The dilemma in Afghanistan was what to do after the brilliant, nine-week victory.

Like "terrorist", "victory" is a word you really need to define before you start slinging it around. "Brilliant" you're just fucking with.
There was no good answer. Even with the benefit of seven years’ grinding experience under his predecessor, Obama got it wrong. His Afghan “surge” cost hundreds of American lives without having changed the country’s prospects.

The Afghan "surge" was, if anything, considerably more popular--or at least recognized as necessary--than the "wildly successful" one in Iraq.
It turned out to be a land too primitive to democratize, too fractured to unify.

Guess there was no way of knowing that ahead of time.
The final withdrawal will come after Obama’s own six years of futility.

And while I'm in favor of him withdrawing American troops oh, four years ago, had he done so that's what you'd be complaining about today. He did stay there long enough to get bin-Laden, though, which I'm sure you celebrate as sincerely as if your boy had done it in his seven years of ĂĽber-futility.
Iraq was, of course, far more problematic. Critics conveniently forget that the invasion had broad support from the public and Congress, including from those who became the highest-ranking foreign-policy figures in the Obama administration — Hillary Clinton, John Kerry, Chuck Hagel and Biden.

No, we don't. But warfloggers and Bushfellators seem to conveniently have never noticed how much pure bullshit that administration put out in the year before. Yeah, Congress, foolishly (or intentionally) backed into a corner, took the easy route of believing the administration. Having done that, one is allowed to blame the administration when it turned out to have lied about shit. Thass how the game is played.
And they forget the context — crumbling sanctions that would, in short order, have restored Saddam Hussein to full economic and regional power, well positioning him, post-sanctions, to again threaten his neighbors and restart his WMD program.

Nope. Context: paranoid fiction as told by people who believe Israel is our most important state. Got it checked off right here.
The Iraq War had three parts.
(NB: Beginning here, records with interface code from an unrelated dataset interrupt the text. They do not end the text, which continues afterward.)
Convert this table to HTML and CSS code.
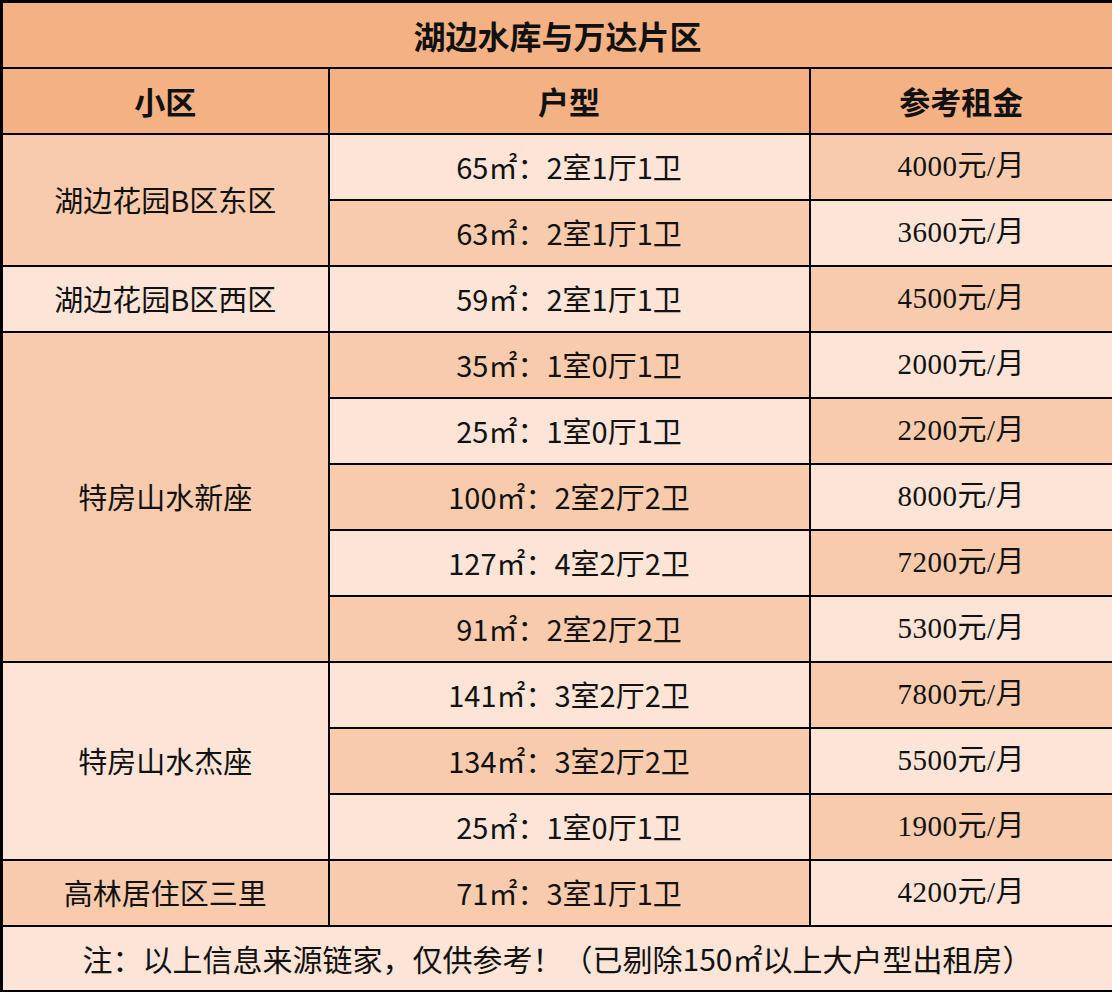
FILE: index.html
```html
<!DOCTYPE html>
<html lang="zh-CN">
<head>
<meta charset="utf-8">
<title>湖边水库与万达片区</title>
<link rel="stylesheet" href="styles.css">
</head>
<body>
<table class="rent">
  <colgroup>
    <col class="c-area">
    <col class="c-type">
    <col class="c-price">
  </colgroup>
  <thead>
    <tr class="title-row"><th colspan="3">湖边水库与万达片区</th></tr>
    <tr class="head-row"><th>小区</th><th>户型</th><th>参考租金</th></tr>
  </thead>
  <tbody>
    <tr><td class="area dark" rowspan="2">湖边花园B区东区</td><td class="type light">65㎡：2室1厅1卫</td><td class="price dark">4000元/月</td></tr>
    <tr><td class="type dark">63㎡：2室1厅1卫</td><td class="price light">3600元/月</td></tr>
    <tr><td class="area light">湖边花园B区西区</td><td class="type light">59㎡：2室1厅1卫</td><td class="price dark">4500元/月</td></tr>
    <tr><td class="area dark" rowspan="5">特房山水新座</td><td class="type dark">35㎡：1室0厅1卫</td><td class="price light">2000元/月</td></tr>
    <tr><td class="type light">25㎡：1室0厅1卫</td><td class="price dark">2200元/月</td></tr>
    <tr><td class="type dark">100㎡：2室2厅2卫</td><td class="price light">8000元/月</td></tr>
    <tr><td class="type light">127㎡：4室2厅2卫</td><td class="price dark">7200元/月</td></tr>
    <tr><td class="type dark">91㎡：2室2厅2卫</td><td class="price light">5300元/月</td></tr>
    <tr><td class="area light" rowspan="3">特房山水杰座</td><td class="type light">141㎡：3室2厅2卫</td><td class="price dark">7800元/月</td></tr>
    <tr><td class="type dark">134㎡：3室2厅2卫</td><td class="price light">5500元/月</td></tr>
    <tr><td class="type light">25㎡：1室0厅1卫</td><td class="price dark">1900元/月</td></tr>
    <tr><td class="area dark">高林居住区三里</td><td class="type dark">71㎡：3室1厅1卫</td><td class="price light">4200元/月</td></tr>
  </tbody>
  <tfoot>
    <tr class="note-row"><td colspan="3">注：以上信息来源链家，仅供参考！（已剔除150㎡以上大户型出租房）</td></tr>
  </tfoot>
</table>
</body>
</html>
```
FILE: styles.css
```css
html, body {
  margin: 0;
  padding: 0;
  background: #fce4d6;
}

.rent {
  width: 1112px;
  border-collapse: collapse;
  table-layout: fixed;
  border: 3px solid #000;
  font-family: "Noto Sans CJK SC", "Noto Sans", sans-serif;
  color: #111;
}

.c-area { width: 327px; }
.c-type { width: 481px; }
.c-price { width: 304px; }

.rent th,
.rent td {
  border: 2px solid #000;
  padding: 0;
  text-align: center;
  vertical-align: middle;
  line-height: 1;
}

.rent tr { height: 66px; }

.title-row th,
.head-row th {
  background: #f4b183;
  font-size: 32px;
  font-weight: 700;
}

.head-row th { font-size: 31px; }

.rent td { font-size: 29px; }

.area { font-size: 30px; }

.price {
  font-family: "Liberation Serif", "Noto Sans CJK SC", serif;
  font-size: 31px;
  letter-spacing: 0.5px;
}

.dark { background: #f8cbad; }
.light { background: #fce4d6; }

.note-row td {
  background: #fce4d6;
  font-size: 30px;
}
.note-row { height: 67px; }
```
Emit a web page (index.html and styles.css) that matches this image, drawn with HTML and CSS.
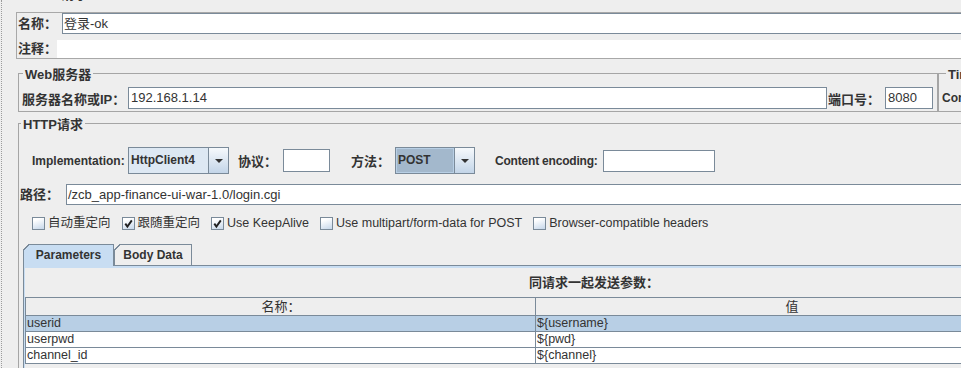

The initial toppling of the regime was a remarkable success — like Afghanistan, rapid and with relatively few U.S. casualties.

Well, slightly different, in that Iraq had once had a tenth-rate military, now reduced to Afghanistan levels.
The occupation was a disaster, rooted in the fundamental contradiction between means and ends, between the “light footprint” chosen by Gen. George Casey and the grand reformation attempted by Paul Bremer, who tried to change everything down to the coinage.

Hey, it's nice to see the underlings get some credit.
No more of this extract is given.